Former LDI Program Associate and Life Together alumna Ruth Nkemontoh shares an example from our work with the Episcopal Church of CT of how LDI is changing the church and the world through it's commitment to racial justice:

"This past weekend while at the LDI training in CT, I left encouraged by many things.  One in particular was the growth of LDI into an organizations whose values of racial diversity and leadership development are lived out and manifest so visibly by its trainers.

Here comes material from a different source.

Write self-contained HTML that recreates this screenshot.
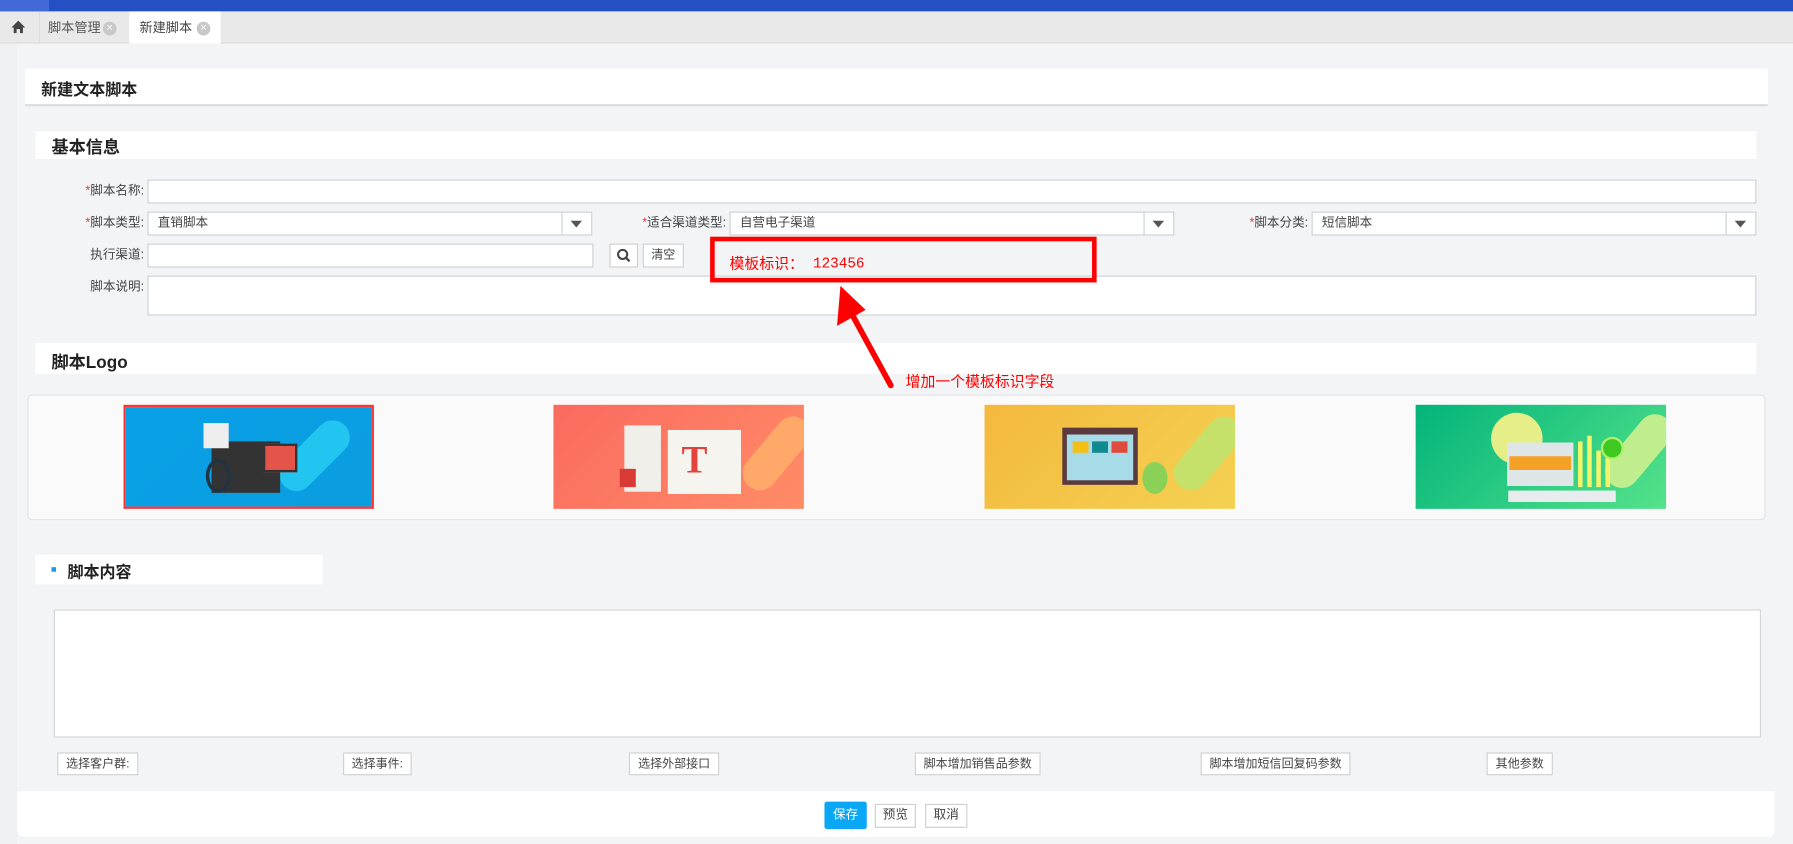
<!DOCTYPE html>
<html><head><meta charset="utf-8"><style>
*{box-sizing:border-box;margin:0;padding:0}
html,body{width:1793px;height:844px;overflow:hidden;background:#f3f4f6}
#w{position:absolute;left:0;top:0;width:1568px;height:738px;transform:scale(1.14349);transform-origin:0 0;font-family:"Liberation Sans","Noto Sans CJK SC",sans-serif;font-size:12px;color:#333}
.a{position:absolute}
.card{position:absolute;background:#fff}
.lbl{position:absolute;text-align:right;font-size:11px;color:#444;line-height:21px}
.lbl i{color:#e33;font-style:normal}
.in{position:absolute;background:#fff;border:1px solid #ccd0d6;height:21px;font-size:11px;line-height:19px;padding-left:8px;color:#444}
.arr{position:absolute;right:0;top:0;width:26px;height:19px;border-left:1px solid #ccd0d6}
.arr:after{content:"";position:absolute;left:7px;top:7px;border:5px solid transparent;border-top:6px solid #555;border-bottom:0}
.btn{position:absolute;background:#fff;border:1px solid #cfcfcf;height:20px;font-size:10.5px;line-height:18px;text-align:center;color:#444}
.img{position:absolute;top:354px;width:219px;height:91px;overflow:hidden}
</style></head><body><div id="w">
<div class="a" style="left:0;top:0;width:1568px;height:10px;background:#2450c4"></div>
<div class="a" style="left:0;top:0;width:43px;height:10px;background:#4169d8"></div>
<div class="a" style="left:0;top:10px;width:1568px;height:28px;background:#e9e9e9;border-bottom:1px solid #dcdcdc"></div>
<div class="a" style="left:0;top:10px;width:35px;height:27px;border-right:1px solid #ddd"><svg width="35" height="27"><path d="M10 14 L16 8 L22 14 H20 V19 H17.5 V15.5 H14.5 V19 H12 V14Z" fill="#444"/></svg></div>
<div class="a" style="left:42px;top:16px;font-size:11.5px;color:#555">脚本管理</div>
<div class="a" style="left:90px;top:19px;width:12px;height:12px;border-radius:50%;background:#c8c8c8;color:#fff;font-size:10px;line-height:12px;text-align:center">×</div>
<div class="a" style="left:113px;top:10px;width:80px;height:28px;background:#fff"></div>
<div class="a" style="left:122px;top:16px;font-size:11.5px;color:#444">新建脚本</div>
<div class="a" style="left:172px;top:19px;width:12px;height:12px;border-radius:50%;background:#c8c8c8;color:#fff;font-size:10px;line-height:12px;text-align:center">×</div>
<div class="a" style="left:0;top:38px;width:15px;height:700px;background:#eff0f2"></div>

<div class="card" style="left:22px;top:60px;width:1524px;height:33px;border-bottom:2px solid #ddd"></div>
<div class="a" style="left:36px;top:68px;font-size:14px;font-weight:bold;color:#222">新建文本脚本</div>

<div class="card" style="left:31px;top:115px;width:1505px;height:24px"></div>
<div class="a" style="left:45px;top:118px;font-size:15px;font-weight:bold;color:#222">基本信息</div>

<div class="lbl" style="left:40px;top:157px;width:86px"><i>*</i>脚本名称:</div>
<div class="in" style="left:129px;top:157px;width:1407px"></div>
<div class="lbl" style="left:40px;top:185px;width:86px"><i>*</i>脚本类型:</div>
<div class="in" style="left:129px;top:185px;width:389px">直销脚本<div class="arr"></div></div>
<div class="lbl" style="left:520px;top:185px;width:115px"><i>*</i>适合渠道类型:</div>
<div class="in" style="left:638px;top:185px;width:389px">自营电子渠道<div class="arr"></div></div>
<div class="lbl" style="left:1050px;top:185px;width:94px"><i>*</i>脚本分类:</div>
<div class="in" style="left:1147px;top:185px;width:389px">短信脚本<div class="arr"></div></div>
<div class="lbl" style="left:40px;top:213px;width:86px">执行渠道:</div>
<div class="in" style="left:129px;top:213px;width:390px"></div>
<div class="btn" style="left:533px;top:213px;width:25px;height:21px"><svg width="23" height="19"><circle cx="10.5" cy="8.5" r="4" fill="none" stroke="#444" stroke-width="1.8"/><path d="M13.5 11.5 L16.5 14.5" stroke="#444" stroke-width="2"/></svg></div>
<div class="btn" style="left:562px;top:213px;width:36px;height:21px;line-height:19px">清空</div>
<div class="lbl" style="left:40px;top:241px;width:86px">脚本说明:</div>
<div class="in" style="left:129px;top:241px;width:1407px;height:35px"></div>

<div class="card" style="left:31px;top:300px;width:1505px;height:27px"></div>
<div class="a" style="left:45px;top:306px;font-size:15px;font-weight:bold;color:#222">脚本Logo</div>

<div class="a" style="left:24px;top:345px;width:1520px;height:110px;background:#fafafa;border:1px solid #e2e2e2;border-radius:4px"></div>
<div class="img" style="left:108px;background:linear-gradient(135deg,#0aa0e6,#0a9ee0);border:2px solid #f33">
<div class="a" style="left:150px;top:5px;width:30px;height:75px;border-radius:15px;background:#22c5f0;transform:rotate(45deg)"></div>
<div class="a" style="left:75px;top:30px;width:60px;height:45px;background:#333"></div>
<div class="a" style="left:120px;top:32px;width:30px;height:25px;background:#e5544a;border:2px solid #333"></div>
<div class="a" style="left:68px;top:14px;width:22px;height:22px;background:#eee"></div>
<div class="a" style="left:70px;top:45px;width:22px;height:30px;border:3px solid #234;border-radius:50%"></div>
</div>
<div class="img" style="left:484px;background:linear-gradient(135deg,#fa6a60,#ff8c66)">
<div class="a" style="left:180px;top:5px;width:30px;height:75px;border-radius:15px;background:#ffa86a;transform:rotate(40deg)"></div>
<div class="a" style="left:62px;top:18px;width:32px;height:58px;background:#f1efe9"></div>
<div class="a" style="left:100px;top:22px;width:64px;height:56px;background:#f6f4ef"></div>
<div class="a" style="left:112px;top:30px;font:bold 34px 'Liberation Serif',serif;color:#e3433c">T</div>
<div class="a" style="left:58px;top:56px;width:14px;height:16px;background:#d83a35"></div>
</div>
<div class="img" style="left:861px;background:linear-gradient(135deg,#f3b93e,#f4d152)">
<div class="a" style="left:180px;top:5px;width:30px;height:75px;border-radius:15px;background:#c5e16a;transform:rotate(40deg)"></div>
<div class="a" style="left:68px;top:20px;width:66px;height:50px;background:#5b3a3f"></div>
<div class="a" style="left:72px;top:26px;width:58px;height:40px;background:#a7dbe8"></div>
<div class="a" style="left:77px;top:32px;width:14px;height:10px;background:#f5bf1a"></div>
<div class="a" style="left:94px;top:32px;width:14px;height:10px;background:#10898f"></div>
<div class="a" style="left:111px;top:32px;width:14px;height:10px;background:#e04b3e"></div>
<div class="a" style="left:138px;top:50px;width:22px;height:28px;border-radius:50%;background:#8bd158"></div>
</div>
<div class="img" style="left:1238px;background:linear-gradient(135deg,#02b47a,#55e28a)">
<div class="a" style="left:180px;top:3px;width:30px;height:75px;border-radius:15px;background:#c0ee8e;transform:rotate(40deg)"></div>
<div class="a" style="left:66px;top:7px;width:45px;height:45px;border-radius:50%;background:#e6ee88"></div>
<div class="a" style="left:80px;top:33px;width:58px;height:38px;background:#dfe6e8"></div>
<div class="a" style="left:82px;top:45px;width:54px;height:12px;background:#f5a027"></div>
<div class="a" style="left:142px;top:32px;width:4px;height:40px;background:#f3f46b"></div>
<div class="a" style="left:150px;top:27px;width:4px;height:45px;background:#f3f46b"></div>
<div class="a" style="left:158px;top:40px;width:4px;height:32px;background:#f3f46b"></div>
<div class="a" style="left:166px;top:45px;width:4px;height:27px;background:#f3f46b"></div>
<div class="a" style="left:162px;top:28px;width:20px;height:20px;border-radius:50%;background:#3fc81f;border:2px solid #aef06c"></div>
<div class="a" style="left:81px;top:75px;width:94px;height:10px;background:#e8ecee"></div>
</div>

<div class="card" style="left:31px;top:485px;width:251px;height:26px"></div>
<div class="a" style="left:45px;top:496px;width:4px;height:4px;background:#1e9ae0"></div>
<div class="a" style="left:59px;top:490px;font-size:14px;font-weight:bold;color:#222">脚本内容</div>
<div class="a" style="left:47px;top:533px;width:1493px;height:112px;background:#fff;border:1px solid #d4d4d4"></div>

<div class="btn" style="left:50px;top:658px;width:71px">选择客户群:</div>
<div class="btn" style="left:300px;top:658px;width:60px">选择事件:</div>
<div class="btn" style="left:550px;top:658px;width:79px">选择外部接口</div>
<div class="btn" style="left:800px;top:658px;width:110px">脚本增加销售品参数</div>
<div class="btn" style="left:1050px;top:658px;width:131px">脚本增加短信回复码参数</div>
<div class="btn" style="left:1300px;top:658px;width:58px">其他参数</div>

<div class="card" style="left:15px;top:692px;width:1537px;height:40px;border-radius:0 0 6px 6px"></div>
<div class="btn" style="left:721px;top:701px;width:37px;height:24px;line-height:22px;background:#0aa7f5;border-color:#0aa7f5;color:#fff;font-size:11px;border-radius:2px">保存</div>
<div class="btn" style="left:765px;top:703px;width:36px;height:21px;line-height:19px;font-size:11px">预览</div>
<div class="btn" style="left:809px;top:703px;width:37px;height:21px;line-height:19px;font-size:11px">取消</div>

<div class="a" style="left:621px;top:207px;width:338px;height:40px;border:4px solid #f00"></div>
<div class="a" style="left:638px;top:220px;font-size:13px;color:#f00">模板标识：</div>
<div class="a" style="left:711px;top:224px;font-size:12.5px;color:#f00;font-family:'Liberation Mono',monospace">123456</div>
<svg class="a" style="left:720px;top:245px" width="80" height="100"><path d="M59 92 L24 28" stroke="#f00" stroke-width="5" stroke-linecap="round"/><path d="M15 5 L12 40 L37 26Z" fill="#f00"/></svg>
<div class="a" style="left:792px;top:323px;font-size:13px;color:#f00">增加一个模板标识字段</div>
</div></body></html>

Looking at our team, Abel, Duncan, Emily, Hazel, Isaac, and I, I felt blessed by the racial diversity -- with equal numbers of white, Black, and Latino individuals -- the most racially diverse I have ever seen LDI leadership be.  Abel, Hazel, and I were all upfront trainers, and this stood out as value because of what it represented.  The fact that two Black women and a Latino male, all in our mid/late twenties, were leading a training on faith-rooted change to a room of mainly white individuals, was extremely important and an invaluable experience for all.  I think it's not often that white people have to be around individuals of color, in fact it is their privilege that they can maneuver throughout life with minimal contact with people racially different from them, if they so choose. To have us up there, in front of a large group of white church leaders, contributing/leading/teaching in a real way, flipped the script.  Attendees of that training saw intelligent, able, encouraging, and forward moving leaders and who were Black and Brown.  In a world where your perception is your reality, media is often given the power of defining peoples perceptions of others.  Whether unconsciously or consciously known,  each attendee now had a positive image based on first hand experience of Black and Latino young adults ingrained in their mind, an image that defied dominant media portrayals. Everyone was given a new narrative, a new perspective, one that said we are more than a single story and which, on some level, challenged individuals in their own understanding of POCs as a whole. It might seem like a small thing, but to me it is huge. It is in this space that I believe real change happens because it is here that I see the potential for impact that can save lives, literally.  Needless to say, I am proud to be a part of such a wonderfully skilled, authentic, encouraging, and diverse team. Moving forward, I hope that LDI only continues to grow in this way, exemplifying transformational leadership and living out Gods calling for the church at its best."